Mr. Stehling and Ms. Kersh took over a 19th century barbershop that had been converted into a restaurant before they bought it. Stripping purple paint off the handsome old tongue and groove vertical paneling, the two of them painted it white and left other features intact, including a stamped tin ceiling, heart pine flooring and three paddle fans. Brown butcher paper covers the tables at breakfast. The most incongruous items in the airy room are the pleasantest – oversized reproduction Windsor armchairs that afford a degree of comfort rare in restaurants.

The couple began with just breakfast and lunch, hoping to attract a neighborhood clientele; now they do “three squares a day” every weekday, Ms. Kersh said. But breakfast and brunch remain firm favorites of locals and out of towners, to say nothing of Mr. Stehling, who told me that “breakfast in the South remains very traditional, perfect for what I always wanted to do, good plain food made from scratch.”

All kinds of people show up at the grill. One day I saw a Roll’s Royce parked outside, another day, three Harley Davidsons. On Sundays, Ms. Kersh said, different folks turn up at different hours: at 8, the runners and the tennis players; then around 10 or 10:30, “people who are mildly hung over,” followed around midday, by the churchgoers, including a fair number from the very posh Grace Episcopal, and finally, along about 2:15, “people showing real damage from the night before.”

Like all good chefs, Mr. Stehling is fussy about ingredients. He uses grits ground on a stone wheel at the Old Mill in Guildford County, NC where he grew up. His father still lives near there and every time he comes to visit, he throws a couple hundred pounds into the trunk of his car. But not everything, Mr. Stehling says is as he would like.

Eggs, for example. Mr. Stehling uses supermarket eggs, because he needs 60 dozen every weekend and no one in this area keeps enough free-range chickens to produce that many. Sometimes, he said, store-bought eggs are fine, but sometimes they are too old and have too much water content, which causes the yolks to break when the eggs are flipped in frying.

“Eggs are an art,” he said.

At the Hominy Grill, unlike some refined eating places downtown, lard, not olive oil, is the shortening of choice. Collard greens are stewed not wilted. And biscuits come from Mr. Stehling’s hands, not a tin. He also makes granola from scratch and banana bread and even sausage.

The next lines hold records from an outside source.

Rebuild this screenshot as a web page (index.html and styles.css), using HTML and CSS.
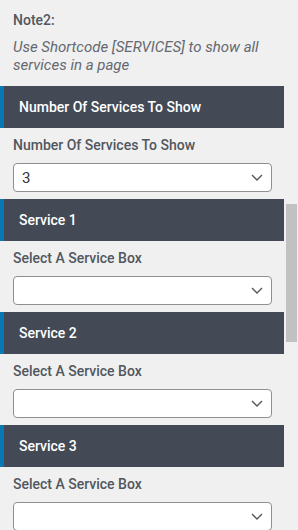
FILE: index.html
```html
<!DOCTYPE html>
<html>
<head>
<meta charset="utf-8">
<link rel="stylesheet" href="styles.css">
</head>
<body>
<div class="frame">
  <div class="content">
    <div class="note">
      <div class="note-title">Note2:</div>
      <div class="note-text">Use Shortcode [SERVICES] to show all services in a page</div>
    </div>

    <div class="section">
      <div class="section-head">Number Of Services To Show</div>
      <div class="field">
        <div class="field-label">Number Of Services To Show</div>
        <div class="select"><span class="select-value">3</span><svg class="chev" width="12" height="7" viewBox="0 0 12 7"><path d="M1 1 L6 6 L11 1" fill="none" stroke="#50575e" stroke-width="1.4"/></svg></div>
      </div>
    </div>

    <div class="section">
      <div class="section-head">Service 1</div>
      <div class="field">
        <div class="field-label">Select A Service Box</div>
        <div class="select"><span class="select-value"></span><svg class="chev" width="12" height="7" viewBox="0 0 12 7"><path d="M1 1 L6 6 L11 1" fill="none" stroke="#50575e" stroke-width="1.4"/></svg></div>
      </div>
    </div>

    <div class="section">
      <div class="section-head">Service 2</div>
      <div class="field">
        <div class="field-label">Select A Service Box</div>
        <div class="select"><span class="select-value"></span><svg class="chev" width="12" height="7" viewBox="0 0 12 7"><path d="M1 1 L6 6 L11 1" fill="none" stroke="#50575e" stroke-width="1.4"/></svg></div>
      </div>
    </div>

    <div class="section">
      <div class="section-head">Service 3</div>
      <div class="field">
        <div class="field-label">Select A Service Box</div>
        <div class="select"><span class="select-value"></span><svg class="chev" width="12" height="7" viewBox="0 0 12 7"><path d="M1 1 L6 6 L11 1" fill="none" stroke="#50575e" stroke-width="1.4"/></svg></div>
      </div>
    </div>
  </div>
  <div class="scrollbar"><div class="thumb"></div></div>
</div>
</body>
</html>
```

FILE: styles.css
```css
html, body {
  margin: 0;
  padding: 0;
  background: #f0f0f1;
  height: 530px;
  overflow: hidden;
}
body {
  font-family: Roboto, "Liberation Sans", sans-serif;
  color: #50575e;
}
.frame {
  display: grid;
  grid-template-columns: 284px 14px;
  width: 298px;
}
.content {
  min-width: 0;
  overflow: hidden;
}
.scrollbar {
  padding-top: 204px;
  padding-left: 2px;
}
.thumb {
  width: 11px;
  height: 138px;
  background: #c1c1c1;
}
.note {
  padding: 11px 0 0 13px;
  height: 86px;
  box-sizing: border-box;
}
.note-title {
  font-size: 14px;
  font-weight: 500;
  line-height: 18px;
  color: #50575e;
}
.note-text {
  margin-top: 9px;
  font-size: 15px;
  font-style: italic;
  line-height: 18px;
  color: #646970;
  width: 265px;
}
.section {
  padding-bottom: 7px;
}
.section-head {
  height: 42px;
  box-sizing: border-box;
  background: #434a56;
  border-left: 4px solid #0a78b4;
  padding-left: 15px;
  display: flex;
  align-items: center;
  color: #fff;
  font-size: 14px;
  font-weight: 500;
}
.field {
  padding: 0 12px 0 13px;
}
.field-label {
  height: 35px;
  box-sizing: border-box;
  padding-top: 8px;
  font-size: 14px;
  font-weight: 500;
  line-height: 18px;
  color: #50575e;
}
.select {
  height: 29px;
  width: 259px;
  box-sizing: border-box;
  background: #fff;
  border: 1px solid #8c8f94;
  border-radius: 4px;
  display: flex;
  align-items: center;
  justify-content: space-between;
  padding: 0 8px 0 8px;
}
.select-value {
  font-size: 15px;
  color: #2c3338;
}
.chev {
  display: block;
}
```
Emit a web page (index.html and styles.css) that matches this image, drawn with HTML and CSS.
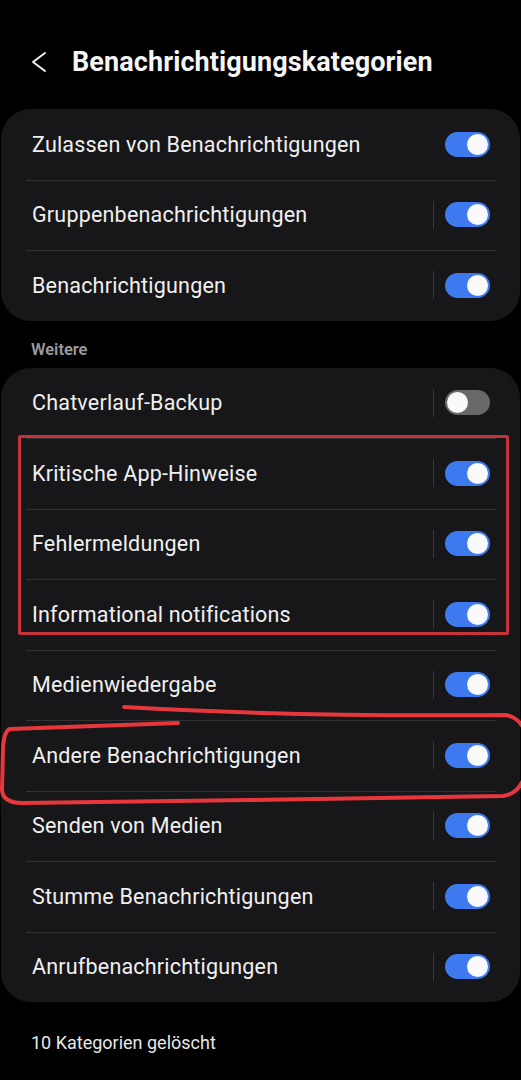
FILE: index.html
```html
<!DOCTYPE html>
<html lang="de">
<head>
<meta charset="utf-8">
<link rel="stylesheet" href="styles.css">
</head>
<body>
<div class="page">
  <header class="topbar">
    <svg class="back" width="16" height="22" viewBox="0 0 16 22"><path d="M14 2 L2 11 L14 20" fill="none" stroke="#f2f2f2" stroke-width="2" stroke-linecap="round" stroke-linejoin="round"/></svg>
    <h1 class="title">Benachrichtigungskategorien</h1>
  </header>

  <section class="card">
    <div class="row"><span class="label">Zulassen von Benachrichtigungen</span><span class="toggle on"></span></div>
    <div class="row"><span class="label">Gruppenbenachrichtigungen</span><span class="vsep"></span><span class="toggle on"></span></div>
    <div class="row"><span class="label">Benachrichtigungen</span><span class="vsep"></span><span class="toggle on"></span></div>
  </section>

  <div class="section-label">Weitere</div>

  <section class="card">
    <div class="row"><span class="label">Chatverlauf-Backup</span><span class="vsep"></span><span class="toggle"></span></div>
    <div class="row"><span class="label">Kritische App-Hinweise</span><span class="vsep"></span><span class="toggle on"></span></div>
    <div class="row"><span class="label">Fehlermeldungen</span><span class="vsep"></span><span class="toggle on"></span></div>
    <div class="row"><span class="label">Informational notifications</span><span class="vsep"></span><span class="toggle on"></span></div>
    <div class="row"><span class="label">Medienwiedergabe</span><span class="vsep"></span><span class="toggle on"></span></div>
    <div class="row"><span class="label">Andere Benachrichtigungen</span><span class="vsep"></span><span class="toggle on"></span></div>
    <div class="row"><span class="label">Senden von Medien</span><span class="vsep"></span><span class="toggle on"></span></div>
    <div class="row"><span class="label">Stumme Benachrichtigungen</span><span class="vsep"></span><span class="toggle on"></span></div>
    <div class="row"><span class="label">Anrufbenachrichtigungen</span><span class="vsep"></span><span class="toggle on"></span></div>
  </section>

  <p class="footer">10 Kategorien gelöscht</p>

  <div class="mark-rect"></div>
  <svg class="scribble" width="521" height="1080" viewBox="0 0 521 1080">
    <path d="M124 707 Q300 717 505 715 Q518 716 526 732" fill="none" stroke="#e8363d" stroke-width="4" stroke-linecap="round"/>
    <path d="M178 723 L10 729 Q4 731 3 748 L2 790 Q3 803 22 803 L250 800 L503 796 Q518 794 524 778" fill="none" stroke="#e8363d" stroke-width="4" stroke-linecap="round" stroke-linejoin="round"/>
  </svg>
</div>
</body>
</html>
```
FILE: styles.css
```css
* { box-sizing: border-box; }
html, body { margin: 0; padding: 0; background: #000; }
body {
  font-family: Roboto, "Noto Sans", "Liberation Sans", sans-serif;
  color: #f2f2f2;
}
.page {
  position: relative;
  width: 521px;
  height: 1080px;
  overflow: hidden;
}
.topbar {
  height: 109px;
  display: flex;
  align-items: center;
  padding: 15px 0 0 31px;
}
.back { flex: none; }
.title {
  margin: 0 0 0 25px;
  font-size: 27px;
  font-weight: 700;
  color: #f5f5f5;
  letter-spacing: 0.1px;
}
.card {
  margin: 0 1px;
  background: #17171a;
  border-radius: 30px;
  overflow: hidden;
}
.row {
  height: 70.5px;
  display: flex;
  align-items: center;
  padding: 0 30px 0 31px;
  position: relative;
}
.row + .row::before {
  content: "";
  position: absolute;
  top: 0;
  left: 25px;
  right: 24px;
  height: 1px;
  background: #323235;
}
.label {
  flex: 1;
  font-size: 21.5px;
  letter-spacing: 0.2px;
  color: #f0f0f0;
}
.vsep {
  width: 1px;
  height: 28px;
  background: #3a3a3d;
  margin-right: 11px;
}
.toggle {
  flex: none;
  width: 45px;
  height: 25px;
  border-radius: 13px;
  background: #68686b;
  position: relative;
}
.toggle::after {
  content: "";
  position: absolute;
  top: 2px;
  left: 2px;
  width: 21px;
  height: 21px;
  border-radius: 50%;
  background: #fafafa;
}
.toggle.on { background: #3d7af0; }
.toggle.on::after { left: 22px; }
.section-label {
  height: 47px;
  display: flex;
  align-items: center;
  padding: 10px 0 0 31px;
  font-size: 16.5px;
  font-weight: 600;
  color: #9a9a9c;
}
.footer {
  margin: 0;
  padding: 30px 0 0 31px;
  font-size: 18px;
  color: #e8e8e8;
}
.mark-rect {
  position: absolute;
  left: 18px;
  top: 435px;
  width: 491px;
  height: 200px;
  border: 3px solid #c4333a;
  border-radius: 2px;
}
.scribble {
  position: absolute;
  left: 0;
  top: 0;
  pointer-events: none;
}
```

Ah, the sausage. Southern sausage tastes different and Mr. Stehling’s tastes very Southern – although it is not as fatty as he would like, because he can’t find pork with a high enough fat content in these days of super-lean hogs. Southern sausage usually comes in patties, not links, but the shape is not the main point. The seasoning is. Starting with Boston butts, a shoulder cut, Stehling grinds the meat with chili peppers and cracked black peppercorns, for pungency and sage, for the essential, characteristic musky taste.

“Rubbed sage, dried sage,” the chef emphasized. “Don’t ever try it with fresh sage. The rubbed sage gives it its southern drawl.”